Ook in de EU en Nederland is het zo dat je je voor smaad tot een website, platform of rechter kunt wenden. Dat kon al op grond van de e-commerce richtlijn, maar de Digital Services Act (hierna: DSA) verduidelijkt deze regels en voegt daar aanvullende waarborgen aan toe. Om aansprakelijkheid af te wenden, moeten websites of platformen illegale of onrechtmatige inhoud verwijderen als daar een melding van is gemaakt. Degene die het bericht heeft geplaatst kan hiertegen in beroep gaan bij het platform. Eventueel kan ook om contactgegevens van de plaatser worden gevraagd. Daar kan een rechter aan te pas komen.

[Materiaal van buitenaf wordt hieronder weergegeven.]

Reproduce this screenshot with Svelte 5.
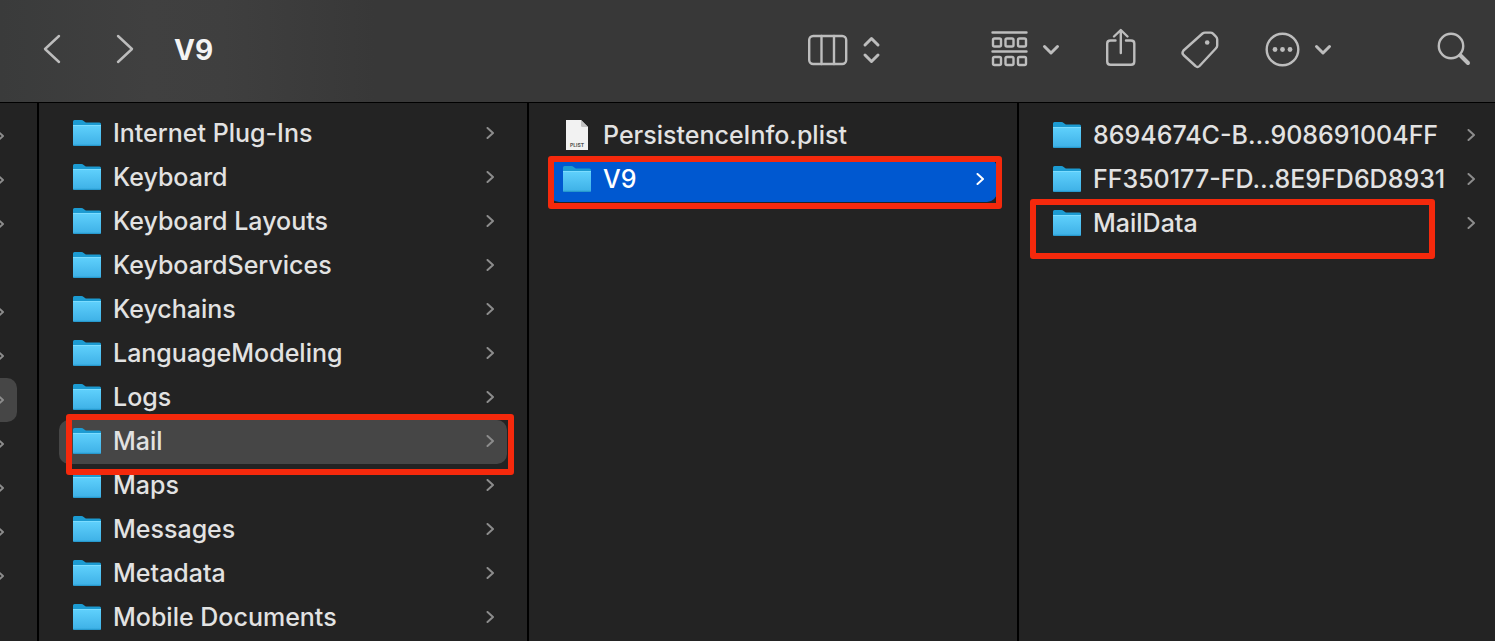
<script lang="ts">
    type Item = { name: string; kind?: string; selected?: string; mark?: string };

    // parent column is scrolled almost out of view, only its arrows show
    const parents = [true, true, true, false, true, true, true, true, true, true, true];
    const openParent = 6;

    const library: Item[] = [
        { name: "Internet Plug-Ins" },
        { name: "Keyboard" },
        { name: "Keyboard Layouts" },
        { name: "KeyboardServices" },
        { name: "Keychains" },
        { name: "LanguageModeling" },
        { name: "Logs" },
        { name: "Mail", selected: "inactive", mark: "mark-mail" },
        { name: "Maps" },
        { name: "Messages" },
        { name: "Metadata" },
        { name: "Mobile Documents" },
    ];
    const mail: Item[] = [
        { name: "PersistenceInfo.plist", kind: "plist" },
        { name: "V9", selected: "active", mark: "mark-v9" },
    ];
    const v9: Item[] = [
        { name: "8694674C-B…908691004FF" },
        { name: "FF350177-FD…8E9FD6D8931" },
        { name: "MailData", mark: "mark-maildata" },
    ];
</script>

{#snippet arrow()}
    <svg class="arrow" width="8" height="12" viewBox="0 0 8 12"><path d="M1.500 1 7 6 1.500 11" /></svg>
{/snippet}

{#snippet folder()}
    <svg class="icon" width="28" height="26" viewBox="0 0 28 26">
        <path d="M0 1.5Q0 0 1.5 0H8.500Q9.700 0 10.700 .9L12 2Q12.700 2.600 14 2.600H26.500Q28 2.600 28 4.100V12H0z" fill="#1c9bd2" />
        <path d="M0 5.500H28V24.500Q28 26 26.500 26H1.500Q0 26 0 24.500z" fill="url(#folder-front)" />
        <path d="M0 5.500H28" stroke="#7bdcff" />
        <path d="M.5 25.300H27.500" stroke="#2294c9" />
    </svg>
{/snippet}

{#snippet plist()}
    <svg class="icon" width="28" height="30" viewBox="0 0 28 30">
        <path d="M3 0H18L25 7V30H3z" fill="#f2f2f2" />
        <path d="M18 0 25 7H19.500Q18 7 18 5.500z" fill="#c4c4c4" />
        <text x="14" y="26.500" text-anchor="middle" class="badge">PLIST</text>
    </svg>
{/snippet}

{#snippet column(items: Item[], label: string)}
    <ul aria-label={label}>
        {#each items as item}
            <li>
                <button class="row {item.selected ?? ''}">
                    {#if item.kind === "plist"}
                        {@render plist()}
                    {:else}
                        {@render folder()}
                    {/if}
                    <span class="name">{item.name}</span>
                    {#if item.kind !== "plist"}
                        {@render arrow()}
                    {/if}
                </button>
                {#if item.mark}
                    <div class="mark {item.mark}"></div>
                {/if}
            </li>
        {/each}
    </ul>
{/snippet}

<svg class="defs" width="0" height="0" aria-hidden="true">
    <linearGradient id="folder-front" x1="0" y1="0" x2="0" y2="1">
        <stop offset="0" stop-color="#5fd0fc" />
        <stop offset="1" stop-color="#3db0e6" />
    </linearGradient>
</svg>

<div class="window">
    <header>
        <button aria-label="Back">
            <svg width="18" height="44" viewBox="0 0 18 44"><path d="M16 8 2 21 16 34" /></svg>
        </button>
        <button class="forward" aria-label="Forward">
            <svg width="18" height="44" viewBox="0 0 18 44"><path d="M2 8 16 21 2 34" /></svg>
        </button>
        <h1>V9</h1>

        <div class="tools">
            <button class="view" aria-label="View as columns">
                <svg width="72" height="44" viewBox="0 0 72 44">
                    <rect x="1.200" y="8" width="37" height="28" rx="4" />
                    <path d="M13.500 8V36M26 8V36" />
                    <path class="bold" d="M57 17 63.500 10.500 70 17M57 27 63.500 33.500 70 27" />
                </svg>
            </button>
            <button class="group" aria-label="Group items">
                <svg width="70" height="44" viewBox="0 0 70 44">
                    <path d="M2.500 4.500H36.500M2.500 23.500H36.500" />
                    {#each [3, 15.5, 28] as x}
                        <rect {x} y="10.500" width="8" height="8" rx="1.500" />
                        <rect {x} y="29" width="8" height="8" rx="1.500" />
                    {/each}
                    <path class="bold" d="M54.500 18.500 61 25 67.500 18.500" />
                </svg>
            </button>
            <button aria-label="Share">
                <svg width="30" height="44" viewBox="0 0 30 44">
                    <path d="M9.500 12.500H4.500Q1.200 12.500 1.200 15.500V33.500Q1.200 36.800 4.500 36.800H25Q28.300 36.800 28.300 33.500V15.500Q28.300 12.500 25 12.500H20" />
                    <path d="M14.800 25V2.500M8 8.500 14.800 2 21.500 8.500" />
                </svg>
            </button>
            <button aria-label="Edit tags">
                <svg width="38" height="44" viewBox="0 0 38 44">
                    <path d="M20.500 5.500Q21.500 4.600 23 4.600H28.500Q30 4.600 31 5.600L34 8.600Q35.200 9.700 35.200 11.500V17.500Q35.200 19 34 20.200L17.500 38Q15.500 40 13.500 38L1.500 27Q-.5 25 1.500 22.500z" />
                    <circle class="dot" cx="25.200" cy="14.500" r="2.300" />
                </svg>
            </button>
            <button aria-label="More actions">
                <svg width="66" height="44" viewBox="0 0 66 44">
                    <circle cx="16.500" cy="21.500" r="15.800" />
                    <circle class="dot" cx="9" cy="21.500" r="2.400" />
                    <circle class="dot" cx="16.500" cy="21.500" r="2.400" />
                    <circle class="dot" cx="24" cy="21.500" r="2.400" />
                    <path class="bold" d="M50.500 18.500 57 25 63.500 18.500" />
                </svg>
            </button>
            <button class="search" aria-label="Search">
                <svg width="34" height="44" viewBox="0 0 34 44">
                    <circle cx="15" cy="18" r="12.200" />
                    <path class="handle" d="M24.500 27.500 32 35" />
                </svg>
            </button>
        </div>
    </header>

    <main>
        <ul class="parents" aria-label="Parent folders">
            {#each parents as isFolder, i}
                <li>
                    <button class="row" class:inactive={i === openParent} aria-label="Parent folder {i + 1}">
                        {#if isFolder}
                            {@render arrow()}
                        {/if}
                    </button>
                </li>
            {/each}
        </ul>
        <div class="column first">{@render column(library, "Library")}</div>
        <div class="column">{@render column(mail, "Mail")}</div>
        <div class="column last">{@render column(v9, "V9")}</div>
    </main>
</div>

<style>
    :global(body) {
        margin: 0;
        background: #232323;
    }
    .defs {
        position: absolute;
    }
    .window {
        min-height: 100vh;
        display: flex;
        flex-direction: column;
        overflow: hidden;
        background: #232323;
        color: #e2e2e2;
        font-family: Inter, "Liberation Sans", sans-serif;
    }
    button {
        display: flex;
        padding: 0;
        border: none;
        background: none;
        color: inherit;
        font: inherit;
        text-align: left;
    }
    header {
        display: flex;
        align-items: center;
        padding: 28px 25px 30px 43px;
        border-bottom: 1px solid #000;
        background: linear-gradient(90deg, #3a3b3b 0, #404040 10%, #3f3f3f 15%, #383838 25%, #383838 100%);
    }
    header svg {
        overflow: visible;
        fill: none;
        stroke: #bdbdbd;
        stroke-width: 2.4;
        stroke-linecap: round;
        stroke-linejoin: round;
    }
    header svg .bold {
        stroke-width: 3;
    }
    header svg .handle {
        stroke-width: 4;
    }
    header svg .dot {
        fill: #bdbdbd;
        stroke: none;
    }
    .forward {
        margin-left: 55px;
    }
    h1 {
        margin: 0 0 0 40px;
        color: #f4f4f4;
        font-size: 28px;
        line-height: 44px;
        font-weight: 700;
    }
    .tools {
        margin-left: auto;
        display: flex;
        gap: 46px;
    }
    .group {
        margin-left: 64px;
    }
    .search {
        margin-left: 58px;
    }
    main {
        flex: 1;
        display: grid;
        grid-template-columns: 39px 490fr 490fr 476fr;
    }
    ul {
        margin: 0;
        padding: 11px 20px 0 20px;
        list-style: none;
    }
    .parents {
        padding: 11px 20px 0 0;
        border-right: 2px solid #000;
    }
    .column {
        min-width: 0;
        border-right: 2px solid #000;
    }
    .first ul {
        padding-top: 9px;
    }
    .last {
        border-right: none;
    }
    .last ul {
        padding-right: 7px;
    }
    li {
        position: relative;
    }
    .row {
        width: 100%;
        height: 44px;
        align-items: center;
        padding: 0 13px 2px 14px;
        border-radius: 10px;
        font-size: 25px;
        font-weight: 500;
        line-height: 42px;
    }
    .parents .row {
        justify-content: flex-end;
        padding: 0 13px 0 0;
        border-radius: 0 10px 10px 0;
    }
    .inactive {
        background: #464646;
    }
    .active {
        background: #0058d0;
        color: #fff;
    }
    .icon {
        flex: none;
        margin-right: 12px;
    }
    .badge {
        fill: #555;
        font-size: 5px;
        font-weight: 700;
    }
    .name {
        flex: 1;
        white-space: nowrap;
    }
    .arrow {
        flex: none;
        fill: none;
        stroke: #8c8c8c;
        stroke-width: 2;
        stroke-linecap: round;
        stroke-linejoin: round;
    }
    .active .arrow {
        stroke: #fff;
    }
    /* red highlight frames drawn over the list */
    .mark {
        position: absolute;
        z-index: 1;
        border: 6px solid #f5290c;
        border-radius: 3px;
        pointer-events: none;
    }
    .mark-mail {
        inset: -6px -7px -11px 7px;
    }
    .mark-v9 {
        inset: -2px -5px -7px -1px;
    }
    .mark-maildata {
        inset: -3px 53px -13px -9px;
    }
</style>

Daarnaast brengt het Australische wetsvoorstel enkele wijzigingen aan in de wettelijke betekenis van «the tort of defamation», een civielrechtelijke variant van het delict van laster. Het Nederlandse rechtssysteem kent, in tegenstelling tot het Australische, geen civielrechtelijke delicten, maar uitsluitend de algemene aansprakelijkheid voor onrechtmatige daad. Wie schade lijdt als gevolg van het strafrechtelijke delict van laster kan de dader in Nederland aansprakelijk stellen wegens onrechtmatige daad.

De wettelijke grondslag daartoe uit het Burgerlijk Wetboek is echter van dermate algemene aard dat wijzigingen zoals in Australië worden voorgesteld daarop niet kunnen worden toegepast.

De Minister van Binnenlandse Zaken en Koninkrijksrelaties, H.G.J. Bruins Slot

De Staatssecretaris van Binnenlandse Zaken en Koninkrijksrelaties, A.C. van Huffelen


X Noot
1

Aanhangsel Handelingen II 2022/23, nr. 916.

X Noot
2

Zie bijvoorbeeld het beleid van YouTube: https://support.google.com/youtube/answer/7554338?hl=en.

X Noot
3

Aanhangsel Handelingen II 2022/23, nr. 916.